3. Combine the two ideas
The formula ranks companies on both measures and favors businesses that score well overall. The goal is not to buy the cheapest companies or the highest-quality companies in isolation. It is to seek a useful mix: a strong business offered at an attractive price.
Key terms explained
- Stock: a small piece of ownership in a company.
- Market price: what buyers and sellers currently agree to pay for a share.
- Profit: money left after a business pays its costs.
- Return on capital: a rough measure of how efficiently a company turns business resources into operating profit.
- Earnings yield: company earnings compared with the share price; it is the reverse of the price-to-earnings ratio.
- Value investing: buying an asset for less than your estimate of what it is worth.
- Back-test: testing a rule on old market data to see how it would have behaved. A back-test is evidence, not a promise.
- Diversification: spreading money across many investments so one mistake does not damage the whole portfolio.
Why the strategy can work
The book argues that markets are not perfectly wise every minute. Investors can become too excited about popular companies and too gloomy about unfashionable ones. A rules-based strategy may take advantage of those repeated human mistakes.

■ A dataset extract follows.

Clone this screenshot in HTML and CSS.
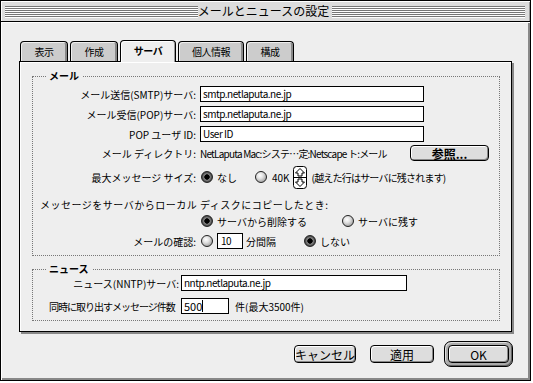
FILE: index.html
```html
<!DOCTYPE html>
<html lang="ja">
<head>
    <meta charset="UTF-8">
    <meta name="viewport" content="width=device-width, initial-scale=1.0">
    <title>メールとニュースの設定</title>
    <link rel="stylesheet" href="styles.css">
</head>
<body>
    <div class="window">
        <div class="titlebar">
            <div class="stripes"></div>
            <div class="title">メールとニュースの設定</div>
            <div class="stripes"></div>
        </div>

        <div class="content">
            <div class="tabs">
                <div class="tab">表示</div>
                <div class="tab">作成</div>
                <div class="tab active">サーバ</div>
                <div class="tab">個人情報</div>
                <div class="tab">構成</div>
            </div>

            <div class="panel">
                <div class="group mail">
                    <div class="legend">メール</div>

                    <div class="row first">
                        <span class="label">メール送信(SMTP)サーバ:</span>
                        <span class="field wide">smtp.netlaputa.ne.jp</span>
                    </div>
                    <div class="row">
                        <span class="label">メール受信(POP)サーバ:</span>
                        <span class="field wide">smtp.netlaputa.ne.jp</span>
                    </div>
                    <div class="row">
                        <span class="label">POP ユーザ ID:</span>
                        <span class="field wide">User ID</span>
                    </div>
                    <div class="row dir">
                        <span class="label">メール ディレクトリ:</span>
                        <span class="path">NetLaputa Mac:システ…定:Netscape ト:メール</span>
                        <span class="button browse">参照...</span>
                    </div>
                    <div class="row size">
                        <span class="label">最大メッセージ サイズ:</span>
                        <span class="choice none"><span class="radio on"></span>なし</span>
                        <span class="choice"><span class="radio"></span><span class="latin">40K</span></span>
                        <svg class="stepper" width="14" height="23" viewBox="0 0 14 23">
                            <rect x="0.5" y="0.5" width="13" height="22" rx="3" fill="#fff" stroke="#000"/>
                            <path d="M7 2.5 L11.5 7 H9 V10 H5 V7 H2.5 Z" fill="#fff" stroke="#000"/>
                            <line x1="1" y1="11.5" x2="13" y2="11.5" stroke="#000"/>
                            <path d="M7 20.5 L11.5 16 H9 V13 H5 V16 H2.5 Z" fill="#fff" stroke="#000"/>
                        </svg>
                        <span class="note">(越えた行はサーバに残されます)</span>
                    </div>
                    <div class="row copy">メッセージをサーバからローカル ディスクにコピーしたとき:</div>
                    <div class="row choices">
                        <span class="choice delete"><span class="radio on"></span>サーバから削除する</span>
                        <span class="choice"><span class="radio"></span>サーバに残す</span>
                    </div>
                    <div class="row check">
                        <span class="label">メールの確認:</span>
                        <span class="radio"></span>
                        <span class="field minutes">10</span>
                        <span class="unit">分間隔</span>
                        <span class="choice"><span class="radio on"></span>しない</span>
                    </div>
                </div>

                <div class="group news">
                    <div class="legend">ニュース</div>

                    <div class="row nntp">
                        <span class="label">ニュース(NNTP)サーバ:</span>
                        <span class="field server">nntp.netlaputa.ne.jp</span>
                    </div>
                    <div class="row count">
                        <span class="count-label">同時に取り出すメッセージ件数</span>
                        <span class="field num">500<span class="caret"></span></span>
                        <span class="unit">件(最大3500件)</span>
                    </div>
                </div>
            </div>

            <div class="buttons">
                <span class="button">キャンセル</span>
                <span class="button">適用</span>
                <span class="default-ring"><span class="button">OK</span></span>
            </div>
        </div>
    </div>
</body>
</html>
```

FILE: styles.css
```css
* {
    margin: 0;
    padding: 0;
    box-sizing: border-box;
}

body {
    background: #fff;
    color: #000;
    font-family: "Noto Sans CJK JP", "Noto Sans", sans-serif;
    font-size: 10px;
}

.window {
    width: 531px;
    height: 381px;
    border: 1px solid #000;
    background: #eee;
    display: flex;
    flex-direction: column;
}

/* title bar */
.titlebar {
    height: 21px;
    border-bottom: 1px solid #000;
    background: #ddd;
    box-shadow: inset 1px 1px #fff, inset -1px 0 #999;
    display: flex;
    align-items: center;
    padding: 0 5px 0 4px;
}

.stripes {
    flex: 1;
    height: 12px;
    margin-top: 1px;
    background: repeating-linear-gradient(#777 0 1px, #fff 1px 2px);
}

.title {
    font-size: 12px;
    line-height: 20px;
    padding: 0 3px 0 0;
}

.content {
    flex: 1;
    padding: 18px 0 0 18px;
    box-shadow: inset 1px 1px #fff, inset -2px -2px #888;
}

/* tabs */
.tabs {
    display: flex;
    align-items: flex-end;
    gap: 2px;
    height: 21px;
    margin-left: 1px;
}

.tab {
    width: 48px;
    height: 20px;
    border: 1px solid #000;
    border-bottom: none;
    border-radius: 4px 4px 0 0;
    background: #ccc;
    box-shadow: inset 1px 1px #eee, inset -2px 0 #888;
    text-align: center;
    line-height: 19px;
    letter-spacing: -0.5px;
}

.tab:nth-child(3) {
    width: 56px;
}

.tab:nth-child(4) {
    width: 66px;
}

.tab.active {
    height: 22px;
    margin-bottom: -1px;
    background: #eee;
    box-shadow: inset 1px 1px #fff, inset -1px 0 #999;
    font-weight: bold;
    position: relative;
    z-index: 1;
}

/* panel */
.panel {
    width: 493px;
    height: 271px;
    border: 1px solid #000;
    box-shadow: inset 1px 1px #fff, 2px 2px 0 #888;
    padding: 14px 0 0 12px;
}

.group {
    width: 468px;
    border: 1px dotted #777;
}

.mail {
    height: 180px;
}

.news {
    height: 52px;
    margin-top: 13px;
}

.legend {
    width: fit-content;
    margin: -7px 0 0 13px;
    padding: 0 3px;
    background: #eee;
    font-weight: bold;
    line-height: 12px;
}

.row {
    display: flex;
    align-items: center;
    height: 16px;
    margin-top: 4px;
    white-space: nowrap;
}

.label {
    width: 163px;
    margin-right: 4px;
    text-align: right;
    flex: none;
}

.field {
    height: 16px;
    border: 1px solid #000;
    background: #fff;
    padding-left: 2px;
    line-height: 14px;
    letter-spacing: -0.5px;
    display: flex;
    align-items: center;
}

.field.wide {
    width: 224px;
}

.path {
    letter-spacing: -0.8px;
}

.row.dir {
    margin-top: 3px;
}

.button {
    display: inline-flex;
    align-items: center;
    justify-content: center;
    height: 18px;
    border: 1px solid #000;
    border-radius: 4px;
    background: #ddd;
    box-shadow: inset 1px 1px #fff, inset -1px -1px #888;
    font-size: 12px;
}

.button.browse {
    width: 79px;
    height: 16px;
    margin-left: auto;
    margin-right: 10px;
    font-weight: bold;
}

.row.size {
    height: 22px;
    margin-top: 5px;
}

.choice {
    display: inline-flex;
    align-items: center;
    gap: 4px;
}

.choice.none {
    width: 54px;
    margin-left: 1px;
}

.latin {
    margin-left: 1px;
}

.radio {
    width: 12px;
    height: 12px;
    flex: none;
    border: 1px solid #222;
    border-radius: 50%;
    background: radial-gradient(circle at 40% 35%, #fff 0, #e2e2e2 35%, #9a9a9a 85%);
}

.radio.on {
    background: radial-gradient(circle, #000 0 2.4px, #8a8a8a 3px, #444 5px);
}

.stepper {
    margin-left: 3px;
    flex: none;
}

.note {
    margin-left: 5px;
    letter-spacing: -0.8px;
}

.row.copy {
    margin-top: 8px;
    padding-left: 7px;
    letter-spacing: 0.5px;
}

.row.choices {
    margin-top: 1px;
    padding-left: 168px;
}

.choice.delete {
    width: 141px;
}

.row.check .radio {
    margin-left: 1px;
}

.field.minutes {
    width: 26px;
    margin-left: 4px;
    padding-left: 3px;
}

.row.check .unit {
    width: 57px;
    margin-left: 3px;
}

/* news */
.row.nntp {
    margin-top: 0;
}

.nntp .label {
    width: 146px;
    margin-right: 2px;
}

.field.server {
    width: 226px;
}

.row.count {
    margin-top: 7px;
    padding-left: 16px;
}

.count-label {
    width: 132px;
    flex: none;
    letter-spacing: -1px;
}

.field.num {
    width: 48px;
    font-size: 11px;
    letter-spacing: 0;
}

.caret {
    width: 1px;
    height: 12px;
    background: #000;
}

.row.count .unit {
    margin-left: 6px;
}

/* dialog buttons */
.buttons {
    width: 494px;
    margin-top: 9px;
    display: flex;
    justify-content: flex-end;
    align-items: center;
    gap: 14px;
}

.buttons > .button:first-child {
    width: 62px;
}

.buttons > .button:nth-child(2) {
    width: 64px;
    margin-right: -4px;
}

.default-ring {
    width: 69px;
    height: 26px;
    border: 1px solid #000;
    border-radius: 7px;
    background: #aaa;
    box-shadow: inset 1px 1px #ddd, inset -1px -1px #666;
    display: flex;
    align-items: center;
    justify-content: center;
}

.default-ring .button {
    width: 61px;
}
```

There is also a useful connection between price and quality. A wonderful business can be a poor investment if its price is absurdly high. A very cheap company can be a poor investment if its business is falling apart. Combining quality with price gives investors a better starting point than looking at either one alone.
Steps to apply the book’s ideas
- Learn the business first. Before using a screen, understand what the company sells, how it makes money, and what could hurt it.
- Measure quality and price. Compare return on capital and earnings yield across similar companies, while checking debt, cash flow, and unusual accounting items.
- Build a diversified list. Do not place all your money in one company. A basket reduces the damage from a single bad result.
- Write down your rules. Record why you bought, what could prove you wrong, and how long you expect to hold.
- Expect uncomfortable periods. A strategy can trail the market for months or years. Decide in advance how you will judge it, rather than changing rules after every headline.
- Review calmly. Recheck the business and the numbers on a schedule. Do not trade simply because the share price moved yesterday.
What the book gets right
Its biggest strength is clarity. Greenblatt explains difficult investing ideas with simple examples instead of making readers feel that investing is a secret language. The book also makes an important distinction between a good company and a good stock purchase. Price matters.
Another strength is its focus on process. Investors often say they want to buy low and sell high, but they need rules for doing that when a stock is unpopular. A mechanical checklist can reduce emotional decisions and make it easier to compare opportunities.
What to be careful about
The Magic Formula is not magic and it does not guarantee that every stock will rise. Financial measures can be distorted by debt, one-time profits, cyclical industries, acquisitions, or accounting choices. A screen can create a list of companies to study; it cannot replace studying them.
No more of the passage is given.